Pharmacologically Distinct Nicotinic Acetylcholine Receptors Drive Efferent-Mediated Excitation in Calyx-Bearing Vestibular Afferents

Electrical stimulation of vestibular efferent neurons rapidly excites the resting discharge of calyx/dimorphic (CD) afferents. In turtle, this excitation arises when acetylcholine (ACh), released from efferent terminals, directly depolarizes calyceal endings by activating nicotinic ACh receptors (nAChRs). Although molecular biological data from the peripheral vestibular system implicate most of the known nAChR subunits, specific information about those contributing to efferent-mediated excitation of CD afferents is lacking. We sought to identify the nAChR subunits that underlie the rapid excitation of CD afferents and whether they differ from alpha 9 alpha 10 nAChRs on type II hair cells that drive efferent-mediated inhibition in adjacent bouton afferents. We recorded from CD and bouton afferents innervating the turtle posterior crista during electrical stimulation of vestibular efferents while applying several subtype-selective nAChR agonists and antagonists. The alpha 9 alpha 10 nAChR antagonists, alpha-bungarotoxin and alpha-conotoxin RgIA, blocked efferent-mediated inhibition in bouton afferents while leaving efferent-mediated excitation in CD units largely intact.
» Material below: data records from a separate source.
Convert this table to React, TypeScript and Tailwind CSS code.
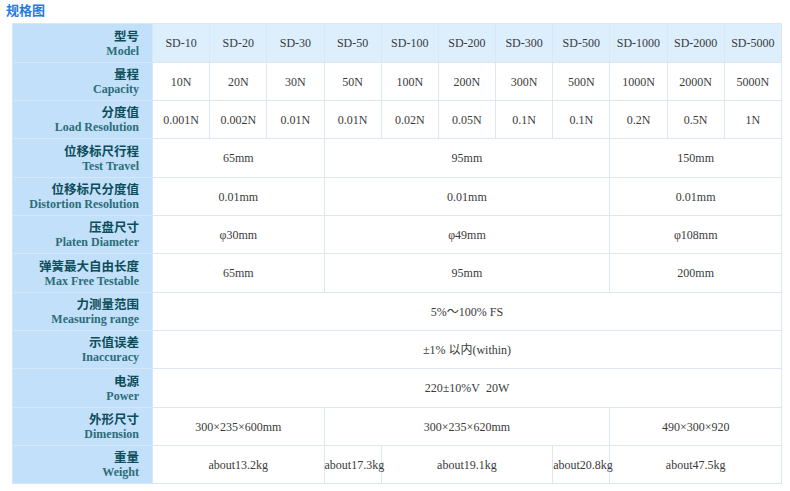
import React from "react";

type Cell = { t: string; span?: number };
type Row = { zh: string; en: string; cells: Cell[]; head?: boolean };

const models = ["SD-10","SD-20","SD-30","SD-50","SD-100","SD-200","SD-300","SD-500","SD-1000","SD-2000","SD-5000"];

const rows: Row[] = [
  { zh: "型号", en: "Model", head: true, cells: models.map((t) => ({ t })) },
  { zh: "量程", en: "Capacity", cells: ["10N","20N","30N","50N","100N","200N","300N","500N","1000N","2000N","5000N"].map((t) => ({ t })) },
  { zh: "分度值", en: "Load Resolution", cells: ["0.001N","0.002N","0.01N","0.01N","0.02N","0.05N","0.1N","0.1N","0.2N","0.5N","1N"].map((t) => ({ t })) },
  { zh: "位移标尺行程", en: "Test Travel", cells: [{ t: "65mm", span: 3 }, { t: "95mm", span: 5 }, { t: "150mm", span: 3 }] },
  { zh: "位移标尺分度值", en: "Distortion Resolution", cells: [{ t: "0.01mm", span: 3 }, { t: "0.01mm", span: 5 }, { t: "0.01mm", span: 3 }] },
  { zh: "压盘尺寸", en: "Platen Diameter", cells: [{ t: "φ30mm", span: 3 }, { t: "φ49mm", span: 5 }, { t: "φ108mm", span: 3 }] },
  { zh: "弹簧最大自由长度", en: "Max Free Testable", cells: [{ t: "65mm", span: 3 }, { t: "95mm", span: 5 }, { t: "200mm", span: 3 }] },
  { zh: "力测量范围", en: "Measuring range", cells: [{ t: "5%～100% FS", span: 11 }] },
  { zh: "示值误差", en: "Inaccuracy", cells: [{ t: "±1% 以内(within)", span: 11 }] },
  { zh: "电源", en: "Power", cells: [{ t: "220±10%V\u00a0\u00a020W", span: 11 }] },
  { zh: "外形尺寸", en: "Dimension", cells: [{ t: "300×235×600mm", span: 3 }, { t: "300×235×620mm", span: 5 }, { t: "490×300×920", span: 3 }] },
  { zh: "重量", en: "Weight", cells: [{ t: "about13.2kg", span: 3 }, { t: "about17.3kg", span: 1 }, { t: "about19.1kg", span: 3 }, { t: "about20.8kg", span: 1 }, { t: "about47.5kg", span: 3 }] },
];

export default function App() {
  return (
    <div className="w-[790px] h-[491px] bg-white relative overflow-hidden">
      <div
        className="pl-[6px] pt-[1px] text-[13px] leading-[18px] font-bold text-[#1f7be2]"
        style={{ fontFamily: '"Noto Sans CJK SC", "Noto Sans", sans-serif' }}
      >
        规格图
      </div>
      <table className="ml-[12px] mt-[4px] w-[770px] table-fixed border-collapse border border-[#dbe7f1]">
        <colgroup>
          <col className="w-[140px]" />
          {models.map((m) => (
            <col key={m} />
          ))}
        </colgroup>
        <tbody>
          {rows.map((r, i) => (
            <tr key={i} className={i % 3 === 0 ? "h-[39px]" : "h-[38px]"}>
              <td className="bg-[#c3e0fa] border border-[#d4e8fb] text-right pr-[13px] p-0 align-middle">
                <div
                  className="text-[12.5px] leading-[14px] font-bold text-[#0c4d59] whitespace-nowrap"
                  style={{ fontFamily: '"Noto Sans CJK SC", sans-serif' }}
                >
                  {r.zh}
                </div>
                <div
                  className="mt-[1px] text-[12px] leading-[14px] font-bold text-[#2b6d78] whitespace-nowrap"
                  style={{ fontFamily: '"Liberation Serif", "Noto Sans CJK SC", serif' }}
                >
                  {r.en}
                </div>
              </td>
              {r.cells.map((c, j) => (
                <td
                  key={j}
                  colSpan={c.span ?? 1}
                  className={`border border-[#dbe7f1] text-center p-0 align-middle text-[12px] text-[#3a3a3a] whitespace-nowrap ${r.head ? "bg-[#ddeefd]" : "bg-white"}`}
                  style={{ fontFamily: '"Liberation Serif", "Noto Sans CJK SC", serif' }}
                >
                  {c.t}
                </td>
              ))}
            </tr>
          ))}
        </tbody>
      </table>
    </div>
  );
}
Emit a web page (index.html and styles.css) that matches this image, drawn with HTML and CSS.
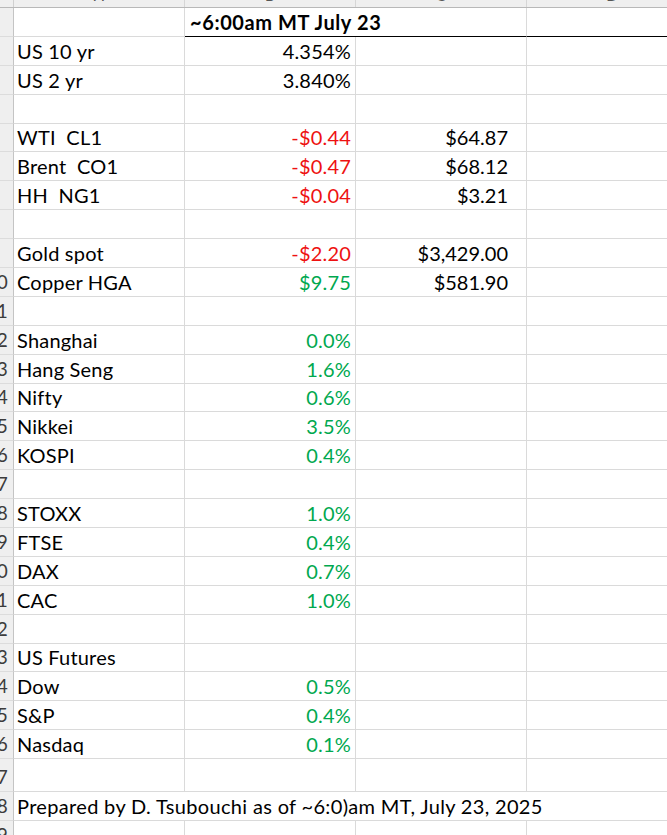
FILE: index.html
```html
<!DOCTYPE html>
<html lang="en">
<head>
<meta charset="utf-8">
<title>Market snapshot</title>
<link rel="stylesheet" href="styles.css">
</head>
<body>
<div class="sheet">
  <div class="row colhead">
    <div class="corner"></div>
    <div class="ch"><span>A</span></div>
    <div class="ch"><span>B</span></div>
    <div class="ch"><span>C</span></div>
    <div class="ch"><span>D</span></div>
  </div>

  <div class="row">
    <div class="rh"></div>
    <div class="c a"></div>
    <div class="c bc title">~6:00am MT July 23</div>
    <div class="c d title-line"></div>
  </div>

  <div class="row"><div class="rh"></div><div class="c a">US 10 yr</div><div class="c b">4.354%</div><div class="c cc"></div><div class="c d"></div></div>
  <div class="row"><div class="rh"></div><div class="c a">US 2 yr</div><div class="c b">3.840%</div><div class="c cc"></div><div class="c d"></div></div>
  <div class="row"><div class="rh"></div><div class="c a"></div><div class="c b"></div><div class="c cc"></div><div class="c d"></div></div>

  <div class="row"><div class="rh"></div><div class="c a">WTI&nbsp;&nbsp;CL1</div><div class="c b neg">-$0.44</div><div class="c cc">$64.87</div><div class="c d"></div></div>
  <div class="row"><div class="rh"></div><div class="c a">Brent&nbsp;&nbsp;CO1</div><div class="c b neg">-$0.47</div><div class="c cc">$68.12</div><div class="c d"></div></div>
  <div class="row"><div class="rh"></div><div class="c a">HH&nbsp;&nbsp;NG1</div><div class="c b neg">-$0.04</div><div class="c cc">$3.21</div><div class="c d"></div></div>
  <div class="row"><div class="rh"></div><div class="c a"></div><div class="c b"></div><div class="c cc"></div><div class="c d"></div></div>

  <div class="row"><div class="rh"></div><div class="c a">Gold spot</div><div class="c b neg">-$2.20</div><div class="c cc">$3,429.00</div><div class="c d"></div></div>
  <div class="row"><div class="rh"><span>10</span></div><div class="c a">Copper HGA</div><div class="c b pos">$9.75</div><div class="c cc">$581.90</div><div class="c d"></div></div>
  <div class="row"><div class="rh"><span>11</span></div><div class="c a"></div><div class="c b"></div><div class="c cc"></div><div class="c d"></div></div>

  <div class="row"><div class="rh"><span>12</span></div><div class="c a">Shanghai</div><div class="c b pos">0.0%</div><div class="c cc"></div><div class="c d"></div></div>
  <div class="row"><div class="rh"><span>13</span></div><div class="c a">Hang Seng</div><div class="c b pos">1.6%</div><div class="c cc"></div><div class="c d"></div></div>
  <div class="row"><div class="rh"><span>14</span></div><div class="c a">Nifty</div><div class="c b pos">0.6%</div><div class="c cc"></div><div class="c d"></div></div>
  <div class="row"><div class="rh"><span>15</span></div><div class="c a">Nikkei</div><div class="c b pos">3.5%</div><div class="c cc"></div><div class="c d"></div></div>
  <div class="row"><div class="rh"><span>16</span></div><div class="c a">KOSPI</div><div class="c b pos">0.4%</div><div class="c cc"></div><div class="c d"></div></div>
  <div class="row"><div class="rh"><span>17</span></div><div class="c a"></div><div class="c b"></div><div class="c cc"></div><div class="c d"></div></div>

  <div class="row"><div class="rh"><span>18</span></div><div class="c a">STOXX</div><div class="c b pos">1.0%</div><div class="c cc"></div><div class="c d"></div></div>
  <div class="row"><div class="rh"><span>19</span></div><div class="c a">FTSE</div><div class="c b pos">0.4%</div><div class="c cc"></div><div class="c d"></div></div>
  <div class="row"><div class="rh"><span>20</span></div><div class="c a">DAX</div><div class="c b pos">0.7%</div><div class="c cc"></div><div class="c d"></div></div>
  <div class="row"><div class="rh"><span>21</span></div><div class="c a">CAC</div><div class="c b pos">1.0%</div><div class="c cc"></div><div class="c d"></div></div>
  <div class="row"><div class="rh"><span>22</span></div><div class="c a"></div><div class="c b"></div><div class="c cc"></div><div class="c d"></div></div>

  <div class="row"><div class="rh"><span>23</span></div><div class="c a">US Futures</div><div class="c b"></div><div class="c cc"></div><div class="c d"></div></div>
  <div class="row"><div class="rh"><span>24</span></div><div class="c a">Dow</div><div class="c b pos">0.5%</div><div class="c cc"></div><div class="c d"></div></div>
  <div class="row"><div class="rh"><span>25</span></div><div class="c a">S&amp;P</div><div class="c b pos">0.4%</div><div class="c cc"></div><div class="c d"></div></div>
  <div class="row"><div class="rh"><span>26</span></div><div class="c a">Nasdaq</div><div class="c b pos">0.1%</div><div class="c cc"></div><div class="c d"></div></div>
  <div class="row tall"><div class="rh"><span>27</span></div><div class="c a"></div><div class="c b"></div><div class="c cc"></div><div class="c d"></div></div>

  <div class="row"><div class="rh"><span>28</span></div><div class="c wide">Prepared by D. Tsubouchi as of ~6:0)am MT, July 23, 2025</div></div>
  <div class="row"><div class="rh"><span>29</span></div><div class="c a"></div><div class="c b"></div><div class="c cc"></div><div class="c d"></div></div>
</div>
</body>
</html>
```

FILE: styles.css
```css
html, body {
  margin: 0;
  padding: 0;
  background: #ffffff;
}

body {
  width: 667px;
  height: 835px;
  overflow: hidden;
  font-family: "Lato", "Open Sans", sans-serif;
  font-size: 20px;
  letter-spacing: 0.2px;
  color: #000000;
}

.sheet {
  display: flex;
  flex-direction: column;
  width: 700px;
}

.row {
  display: flex;
  height: 28.9px;
  flex: none;
}

.row.tall {
  height: 33px;
}

/* column header strip */
.row.colhead {
  height: 8px;
  background: #efefef;
  border-bottom: 1px solid #b8b8b8;
  box-sizing: border-box;
}

.corner {
  width: 14px;
  flex: none;
  border-right: 1px solid #d0d0d0;
  box-sizing: border-box;
}

.ch {
  width: 171px;
  flex: none;
  box-sizing: border-box;
  border-right: 1px solid #d6d6d6;
  overflow: hidden;
  display: flex;
  justify-content: center;
  align-items: flex-start;
}

.ch span {
  font-size: 15px;
  line-height: 18px;
  margin-top: -14px;
  color: #555555;
}

/* row header */
.rh {
  width: 14px;
  flex: none;
  box-sizing: border-box;
  background: #efefef;
  border-right: 1px solid #c4c4c4;
  border-bottom: 1px solid #dcdcdc;
  overflow: hidden;
  display: flex;
  justify-content: flex-end;
  align-items: flex-end;
  padding-right: 5px;
  padding-bottom: 3px;
}

.rh span {
  font-size: 19px;
  color: #3c3c3c;
  white-space: nowrap;
}

/* cells */
.c {
  flex: none;
  box-sizing: border-box;
  border-right: 1px solid #dadada;
  border-bottom: 1px solid #dadada;
  display: flex;
  align-items: flex-end;
  padding: 0 4px 2px 3px;
  white-space: nowrap;
}

.a {
  width: 171px;
}

.b {
  width: 171px;
  justify-content: flex-end;
}

.cc {
  width: 171px;
  justify-content: flex-end;
  padding-right: 18px;
  letter-spacing: 0;
}

.d {
  width: 171px;
}

.bc {
  width: 342px;
}

.title {
  font-weight: 700;
  letter-spacing: 0.6px;
  padding-left: 5px;
  border-bottom: 1px solid #000000;
}

.title-line {
  border-bottom: 1px solid #000000;
}

.wide {
  width: 684px;
  letter-spacing: 0.33px;
}

.neg {
  color: #ee1111;
}

.pos {
  color: #00a84f;
}
```
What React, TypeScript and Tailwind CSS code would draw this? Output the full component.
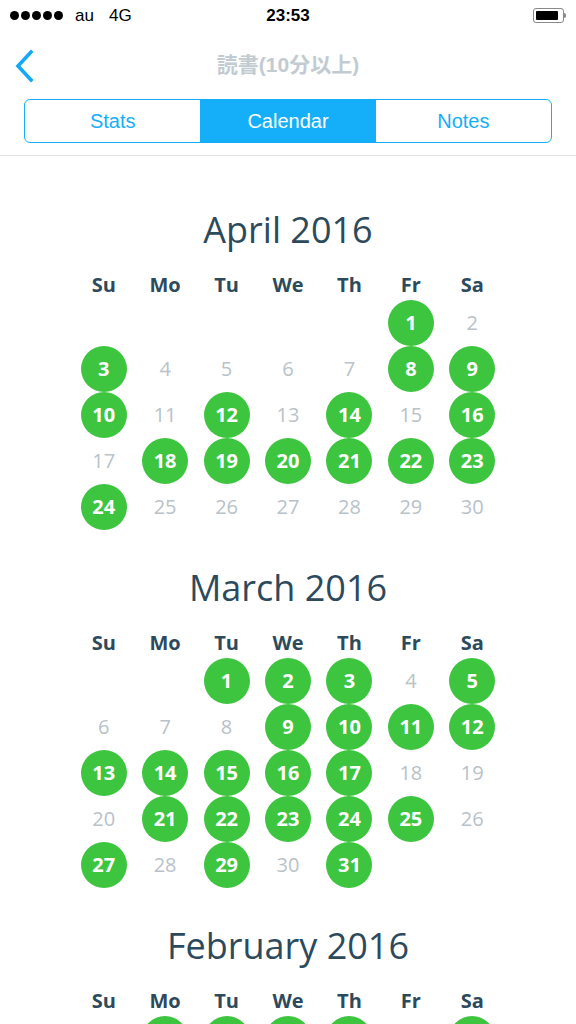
import React from "react";

type Month = {
  title: string;
  offset: number; // weekday of day 1, 0 = Sunday
  days: number;
  done: number[];
};

const months: Month[] = [
  {
    title: "April 2016",
    offset: 5,
    days: 30,
    done: [1, 3, 8, 9, 10, 12, 14, 16, 18, 19, 20, 21, 22, 23, 24],
  },
  {
    title: "March 2016",
    offset: 2,
    days: 31,
    done: [1, 2, 3, 5, 9, 10, 11, 12, 13, 14, 15, 16, 17, 21, 22, 23, 24, 25, 27, 29, 31],
  },
  {
    title: "February 2016",
    offset: 1,
    days: 29,
    done: [1, 2, 3, 4, 6],
  },
];

const weekdays = ["Su", "Mo", "Tu", "We", "Th", "Fr", "Sa"];

function StatusBar() {
  return (
    <div className="flex h-[31px] items-center justify-between px-[10px] font-['Liberation_Sans',sans-serif] text-[17px] text-black">
      <div className="flex items-center">
        <div className="flex gap-[2px]">
          {[0, 1, 2, 3, 4].map((i) => (
            <span key={i} className="h-[9px] w-[9px] rounded-full bg-black" />
          ))}
        </div>
        <span className="ml-[12px]">au</span>
        <span className="ml-[15px]">4G</span>
      </div>
      <span className="absolute left-1/2 -translate-x-1/2 font-semibold">23:53</span>
      <div className="flex items-center">
        <div className="flex h-[15px] w-[31px] items-center rounded-[3px] border border-[#8a8a8a] p-[2px]">
          <div className="h-full w-[22px] rounded-[1px] bg-black" />
        </div>
        <div className="h-[5px] w-[2px] rounded-r-sm bg-[#8a8a8a]" />
      </div>
    </div>
  );
}

function NavBar() {
  return (
    <div className="relative flex h-[68px] items-center justify-center">
      <svg
        className="absolute left-[13px] top-[18px]"
        width="22"
        height="34"
        viewBox="0 0 22 34"
        fill="none"
      >
        <path d="M18 3 L5 17 L18 31" stroke="#14a9f6" strokeWidth="3.6" strokeLinecap="square" />
      </svg>
      <span className="font-['Liberation_Sans','Noto_Sans_CJK_JP',sans-serif] text-[21px] font-bold text-[#c2cbd1]">
        読書(10分以上)
      </span>
    </div>
  );
}

function Segments() {
  const tabs = ["Stats", "Calendar", "Notes"];
  return (
    <div className="px-[24px] pb-[12px]">
      <div className="grid h-[44px] grid-cols-3 overflow-hidden rounded-[6px] border-[1.5px] border-[#14aff8] font-['Liberation_Sans',sans-serif] text-[20px]">
        {tabs.map((t, i) => (
          <div
            key={t}
            className={
              i === 1
                ? "flex items-center justify-center bg-[#14aff8] text-white"
                : "flex items-center justify-center text-[#14aff8]"
            }
          >
            {t}
          </div>
        ))}
      </div>
    </div>
  );
}

function MonthBlock({ month }: { month: Month }) {
  const cells: (number | null)[] = [];
  for (let i = 0; i < month.offset; i++) cells.push(null);
  for (let d = 1; d <= month.days; d++) cells.push(d);

  return (
    <section className="pb-[38px]">
      <h2 className="text-center text-[36px] leading-[40px] text-[#2d4a5c]">{month.title}</h2>
      <div className="mx-auto mt-[22px] grid w-[430px] grid-cols-7">
        {weekdays.map((w) => (
          <div key={w} className="text-center text-[20px] font-bold leading-[26px] text-[#2d4a5c]">
            {w}
          </div>
        ))}
      </div>
      <div className="mx-auto mt-[2px] grid w-[430px] grid-cols-7">
        {cells.map((d, i) => (
          <div key={i} className="flex h-[46px] items-center justify-center">
            {d !== null &&
              (month.done.includes(d) ? (
                <div className="flex h-[46px] w-[46px] items-center justify-center rounded-full bg-[#3ec53f] text-[20px] font-bold text-white">
                  {d}
                </div>
              ) : (
                <span className="text-[20px] text-[#b8c2c9]">{d}</span>
              ))}
          </div>
        ))}
      </div>
    </section>
  );
}

export default function App() {
  return (
    <div className="relative mx-auto h-[1024px] w-[576px] overflow-hidden bg-white">
      <StatusBar />
      <NavBar />
      <Segments />
      <div className="h-px bg-[#e3e3e3]" />
      <main className="pt-[54px] font-['Open_Sans',sans-serif]">
        {months.map((m) => (
          <MonthBlock key={m.title} month={m} />
        ))}
      </main>
    </div>
  );
}
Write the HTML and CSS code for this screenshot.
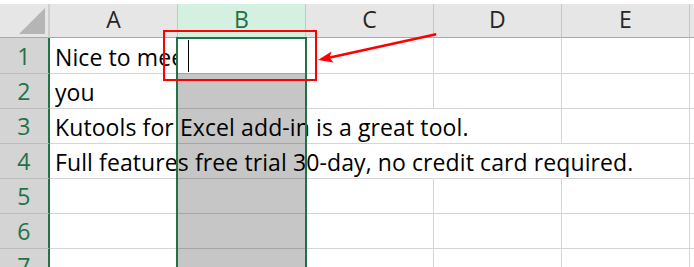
FILE: index.html
```html
<!DOCTYPE html>
<html lang="en">

<head>
    <meta charset="UTF-8">
    <title>Sheet1</title>
    <link rel="stylesheet" href="styles.css">
</head>

<body>
    <div class="sheet">
        <!-- Column headers -->
        <div class="corner">
            <svg width="48" height="33" viewBox="0 0 48 33"><polygon points="45,4 45,30 19,30" fill="#b5b5b5" /></svg>
        </div>
        <div class="col-head">A</div>
        <div class="col-head active">B</div>
        <div class="col-head">C</div>
        <div class="col-head">D</div>
        <div class="col-head">E</div>
        <div class="col-head last"></div>

        <!-- Row 1 -->
        <div class="row-head">1</div>
        <div class="cell clip"><span class="value">Nice to meet</span></div>
        <div class="cell sel editing"><span class="caret"></span></div>
        <div class="cell"></div>
        <div class="cell"></div>
        <div class="cell"></div>
        <div class="cell last"></div>

        <!-- Row 2 -->
        <div class="row-head">2</div>
        <div class="cell"><span class="value">you</span></div>
        <div class="cell sel"></div>
        <div class="cell"></div>
        <div class="cell"></div>
        <div class="cell"></div>
        <div class="cell last"></div>

        <!-- Row 3 -->
        <div class="row-head">3</div>
        <div class="cell flow"><span class="value">Kutools for Excel add-in is a great tool.</span></div>
        <div class="cell sel flow"></div>
        <div class="cell flow"></div>
        <div class="cell"></div>
        <div class="cell"></div>
        <div class="cell last"></div>

        <!-- Row 4 -->
        <div class="row-head">4</div>
        <div class="cell flow"><span class="value">Full features free trial 30-day, no credit card required.</span></div>
        <div class="cell sel flow"></div>
        <div class="cell flow"></div>
        <div class="cell flow"></div>
        <div class="cell"></div>
        <div class="cell last"></div>

        <!-- Rows 5 - 7 -->
        <div class="row-head">5</div>
        <div class="cell"></div>
        <div class="cell sel"></div>
        <div class="cell"></div>
        <div class="cell"></div>
        <div class="cell"></div>
        <div class="cell last"></div>

        <div class="row-head">6</div>
        <div class="cell"></div>
        <div class="cell sel"></div>
        <div class="cell"></div>
        <div class="cell"></div>
        <div class="cell"></div>
        <div class="cell last"></div>

        <div class="row-head">7</div>
        <div class="cell"></div>
        <div class="cell sel"></div>
        <div class="cell"></div>
        <div class="cell"></div>
        <div class="cell"></div>
        <div class="cell last"></div>

        <!-- Selected column outline -->
        <div class="selection"></div>
    </div>

    <!-- Red callout -->
    <svg class="callout" width="694" height="267" viewBox="0 0 694 267">
        <rect x="164" y="31" width="152" height="49" fill="none" stroke="#ff0000" stroke-width="2" />
        <line x1="435" y1="34.5" x2="330" y2="57.5" stroke="#ff0000" stroke-width="2.8" stroke-linecap="round" />
        <polygon points="318,60 331.5,51.6 329.5,57.4 333.5,62.6" fill="#ff0000" />
    </svg>
</body>

</html>
```
FILE: styles.css
```css
body {
    margin: 0;
    width: 694px;
    height: 267px;
    overflow: hidden;
    background-color: white;
    font-family: 'Open Sans', 'Liberation Sans', sans-serif;
    font-size: 23px;
    letter-spacing: 0.1px;
    position: relative;
}

.sheet {
    margin-top: 4px;
    display: grid;
    grid-template-columns: 50px repeat(5, 128px) 1fr;
    grid-template-rows: 34px 36px repeat(6, 35px);
    position: relative;
}

.sheet > div {
    box-sizing: border-box;
}

/* Header row */
.corner,
.col-head {
    background-color: #e6e6e6;
    border-right: 1px solid #c6c6c6;
    border-bottom: 1px solid #a9a9a9;
}

.corner {
    border-right: 2px solid #cfcfcf;
}

.corner svg {
    display: block;
}

.col-head {
    display: flex;
    align-items: flex-end;
    justify-content: center;
    color: #262626;
    line-height: 24px;
    padding-bottom: 6px;
}

.col-head.active {
    background-color: #d3f0e0;
    color: #217346;
}

.col-head.last {
    border-right: none;
}

/* Row headers (all highlighted, the whole column is selected) */
.row-head {
    background-color: #d4d4d4;
    border-right: 2px solid #217346;
    border-bottom: 1px solid #bcbcbc;
    color: #217346;
    display: flex;
    align-items: flex-end;
    justify-content: center;
    line-height: 24px;
    padding-bottom: 5px;
}

/* Cells */
.cell {
    border-right: 1px solid #d4d4d4;
    border-bottom: 1px solid #d4d4d4;
    display: flex;
    align-items: flex-end;
    padding: 0 0 4px 5px;
    line-height: 24px;
    color: #000;
    min-width: 0;
}

.cell.last {
    border-right: none;
}

.cell.flow {
    border-right-color: transparent;
}

.cell.clip {
    overflow: hidden;
}

.cell.sel {
    background-color: #c6c6c6;
    border-bottom-color: #a6a6a6;
}

.cell.sel.editing {
    background-color: white;
    align-items: center;
    padding: 0 0 0 10px;
}

.value {
    white-space: nowrap;
    position: relative;
    z-index: 1;
}

.caret {
    width: 1px;
    height: 32px;
    background-color: black;
    margin-top: 1px;
}

.selection {
    position: absolute;
    left: 176px;
    top: 33px;
    width: 131px;
    height: 260px;
    border: 2px solid #217346;
    z-index: 2;
}

.callout {
    position: absolute;
    left: 0;
    top: 0;
    z-index: 3;
}
```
Conversely, 5-iodo-A-85380, sazetidine-A, varenicline, alpha-conotoxin MII, and bPiDDB (N,N-dodecane-1,12-diyl-bis-3-picolinium dibromide) blocked efferent-mediated excitation in CD afferents without affecting efferent-mediated inhibition in bouton afferents. This pharmacological profile suggested that calyceal nAChRs contain alpha 6 and beta 2, but not alpha 9, nAChR subunits. Selective blockade of efferent-mediated excitation in CD afferents distinguished dimorphic from calyx afferents by revealing type II hair cell input. Dimorphic afferents differed in having higher mean discharge rates and a mean efferent-mediated excitation that was smaller in amplitude yet longer in duration. Molecular biological data demonstrated the expression of alpha 9 in turtle hair cells and alpha 4 and beta 2 in associated vestibular ganglia.